Se te reviste no parágrafo de cima, tenho más notícias para ti. Tal como a minha geração e as anteriores foram moldadas pelo clima económico em que nasceram e em que cresceram, a tua também. Os próximos anos serão mais parecidos com 2011, 2012 ou 2013, do que com os últimos 5 anos do Portugal cool e cosmopolita onde achavas viver. Habitua-te a isso, revê a tua postura e irás superar a crise.


Não vás mais a uma entrevista de trabalho dizer que "vou pensar porque ainda tenho que falar com os meus pais", ou que "vou começar só daqui a um mês porque tenho uma viagem para a neve", ou que "posso começar já, mas tenho que tirar férias no próximo mês porque tenho um mochilão na América Latina". Não adies participar num prémio de jovem publicitário porque um "familiar faz anos", ou porque queres é "acabar a tese de mestrado". Infeliz ou felizmente, esses tempos já acabaram.
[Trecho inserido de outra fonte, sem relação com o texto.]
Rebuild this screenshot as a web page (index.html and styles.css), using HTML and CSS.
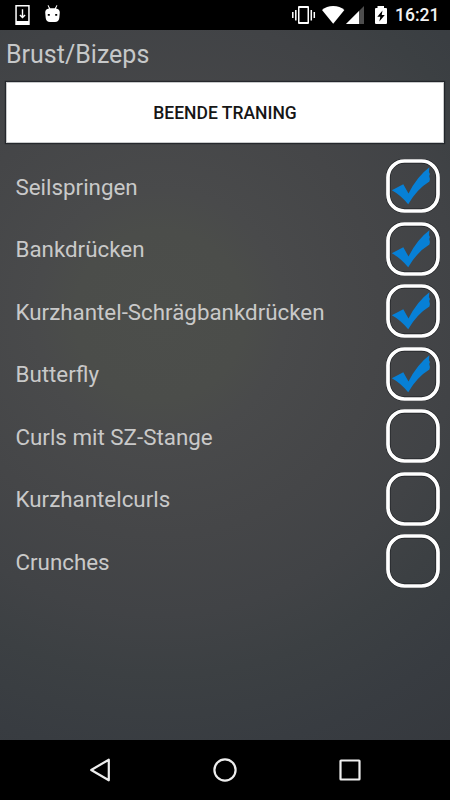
FILE: index.html
```html
<!DOCTYPE html>
<html lang="de">
<head>
<meta charset="utf-8">
<title>Brust/Bizeps</title>
<link rel="stylesheet" href="styles.css">
</head>
<body>
<svg class="defs" aria-hidden="true">
  <symbol id="box" viewBox="0 0 54 54">
    <rect class="edge" x="2" y="2" width="50" height="50" rx="16.5"/>
    <rect class="frame" x="2" y="2" width="50" height="50" rx="16.5"/>
  </symbol>
  <symbol id="check" viewBox="0 0 54 54">
    <path d="M5.8 31.3 L17.3 25.2 L22.5 34.5 Q31 17.5 43.4 8.2 L42.9 13 L43.9 15 L43.2 17 L43.9 20 L43.4 22.5 Q31 30 22.2 45.3 Q14.5 36 5.8 31.3Z"/>
  </symbol>
</svg>
<div class="screen">
  <header class="status">
    <svg class="notices" width="70" height="30" viewBox="0 0 70 30">
      <path class="white" fill-rule="evenodd" d="M15.3 5H29.7V25H15.3Z M16.8 6.5V21H28.2V6.5Z"/>
      <path class="line" d="M22.5 9.3V17 M19.9 15L22.5 17.6L25.1 15"/>
      <path class="white" fill-rule="evenodd" d="M45.2 12.5Q45.2 9 49 8.5L47.6 5.5L48.3 5L50.2 8.2H54.8L56.7 5L57.4 5.5L56 8.5Q59.8 9 59.8 12.5L59.3 18Q58.8 22 55 22H50Q46.2 22 45.7 18Z M47.8 14V15.8H49.8V14Z M55.2 14V15.8H57.2V14Z"/>
    </svg>
    <div class="system">
      <svg width="98" height="30" viewBox="291 0 98 30">
        <path class="white" fill-rule="evenodd" d="M299 6H308Q309 6 309 7V23Q309 24 308 24H299Q298 24 298 23V7Q298 6 299 6Z M299.5 8V22H307.5V8Z"/>
        <path class="bars" d="M292.8 12V18 M295.8 10V20.5 M311.3 10V20.5 M314.3 12V18"/>
        <path class="white" d="M322 10Q326.5 6 333.2 6T344.4 10L333.2 23.8Z"/>
        <path class="dim" d="M364 6V24H346Z"/>
        <path class="white" d="M359 11V24H346Z"/>
        <path class="white" fill-rule="evenodd" d="M377.5 6H384V8H386Q387 8 387 9V23Q387 24 386 24H376Q375 24 375 23V9Q375 8 376 8H377.5Z M382.5 10.5L377.3 16.8H380.3L379.3 21.5L384.8 15H381.7Z"/>
      </svg>
      <time class="clock">16:21</time>
    </div>
  </header>
  <main class="content">
    <h1 class="title">Brust/Bizeps</h1>
    <button class="finish">BEENDE TRANING</button>
    <ul class="exercises">
      <li class="exercise"><span class="name">Seilspringen</span><svg class="box"><use href="#box"/><use href="#check"/></svg></li>
      <li class="exercise"><span class="name">Bankdrücken</span><svg class="box"><use href="#box"/><use href="#check"/></svg></li>
      <li class="exercise"><span class="name">Kurzhantel-Schrägbankdrücken</span><svg class="box"><use href="#box"/><use href="#check"/></svg></li>
      <li class="exercise"><span class="name">Butterfly</span><svg class="box"><use href="#box"/><use href="#check"/></svg></li>
      <li class="exercise"><span class="name">Curls mit SZ-Stange</span><svg class="box"><use href="#box"/></svg></li>
      <li class="exercise"><span class="name">Kurzhantelcurls</span><svg class="box"><use href="#box"/></svg></li>
      <li class="exercise"><span class="name">Crunches</span><svg class="box"><use href="#box"/></svg></li>
    </ul>
  </main>
  <nav class="navbar">
    <svg viewBox="0 0 30 30"><path d="M6.2 15L23.8 4.7V25.3Z"/></svg>
    <svg viewBox="0 0 30 30"><circle cx="15" cy="15" r="10.6"/></svg>
    <svg viewBox="0 0 30 30"><rect x="5.5" y="5.5" width="19" height="19" rx=".5"/></svg>
  </nav>
</div>
</body>
</html>
```
FILE: styles.css
```css
* { box-sizing: border-box; }
body { margin: 0; font-family: Roboto, "Liberation Sans", sans-serif; background: #000; }
.defs { display: none; }
.screen { width: 450px; height: 800px; display: flex; flex-direction: column; overflow: hidden; }
.status { height: 30px; flex: none; display: flex; justify-content: space-between; background: #000; }
.status svg { display: block; }
.white { fill: #fff; }
.dim { fill: #4d4d4d; }
.line { fill: none; stroke: #fff; stroke-width: 1.4; }
.bars { fill: none; stroke: #fff; stroke-width: 1.5; }
.system { display: flex; width: 159px; }
.clock { margin-left: 6px; color: #f2f2f2; font-size: 17.5px; font-weight: 500; line-height: 31px; }
.content {
  flex: 1;
  padding: 7px 6px 0;
  background: radial-gradient(circle at 160px 285px, #4c4e4b 0, #4b4d4a 85px, #494a4b 125px, #454648 220px, #414346 300px, #3c4043 360px, #383c41 440px, #35383d 540px);
}
.title { margin: 0; font-size: 25px; font-weight: 400; line-height: 36px; color: #c6c8c9; }
.finish {
  display: block; width: 438px; height: 61px; margin-top: 9px; padding: 1px 0 0;
  border: 1px solid #c8cacb; border-radius: 0; background: #fff; color: #161616;
  font: 500 17.5px Roboto, "Liberation Sans", sans-serif;
  box-shadow: 0 0 1px 1px rgba(16, 20, 26, .6);
}
.exercises { margin: 12px 0 0; padding: 0; list-style: none; }
.exercise {
  height: 62.5px; display: flex; align-items: center; justify-content: space-between;
  padding: 0 4px 0 9.5px; font-size: 22.35px; color: #c9c9c9;
}
.name { padding-top: 1px; }
.box { width: 54px; height: 54px; fill: #0780d6; }
.frame { fill: none; stroke: #fff; stroke-width: 3.7; }
.edge { fill: none; stroke: #1d1f22; stroke-width: 5; }
.navbar { height: 60px; flex: none; background: #000; display: flex; justify-content: center; align-items: center; gap: 95px; }
.navbar svg { width: 30px; height: 30px; fill: none; stroke: #eee; stroke-width: 2.2; stroke-linejoin: round; }
```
O foco agora terá que ser na tua carreira. Ou isso, ou o desemprego.


Um último conselho: não penses demasiado na crise, porque se o fizeres serás contagiado pelo pessimismo e nunca terás força anímica para vencê-lo. As crises encaram-se de frente e com trabalho.


O grande publicitário brasileiro Nizan Guanaes disse um dia, num discurso, quando foi padrinho de uma turma de finalista de uma faculdade: "Trabalhe! Muitos de seus colegas dirão que você está perdendo sua vida, porque você vai trabalhar enquanto eles veraneiam. Porque você vai trabalhar, enquanto eles vão ao mesmo bar da semana anterior, conversar as mesmas conversas. Mas o tempo, que é mesmo o senhor da razão, vai bendizer o fruto do seu esforço, e só o trabalho lhe leva a conhecer pessoas e mundos que os acomodados não conhecerão". É exactamente isto. É só isto que precisas para vencer na crise.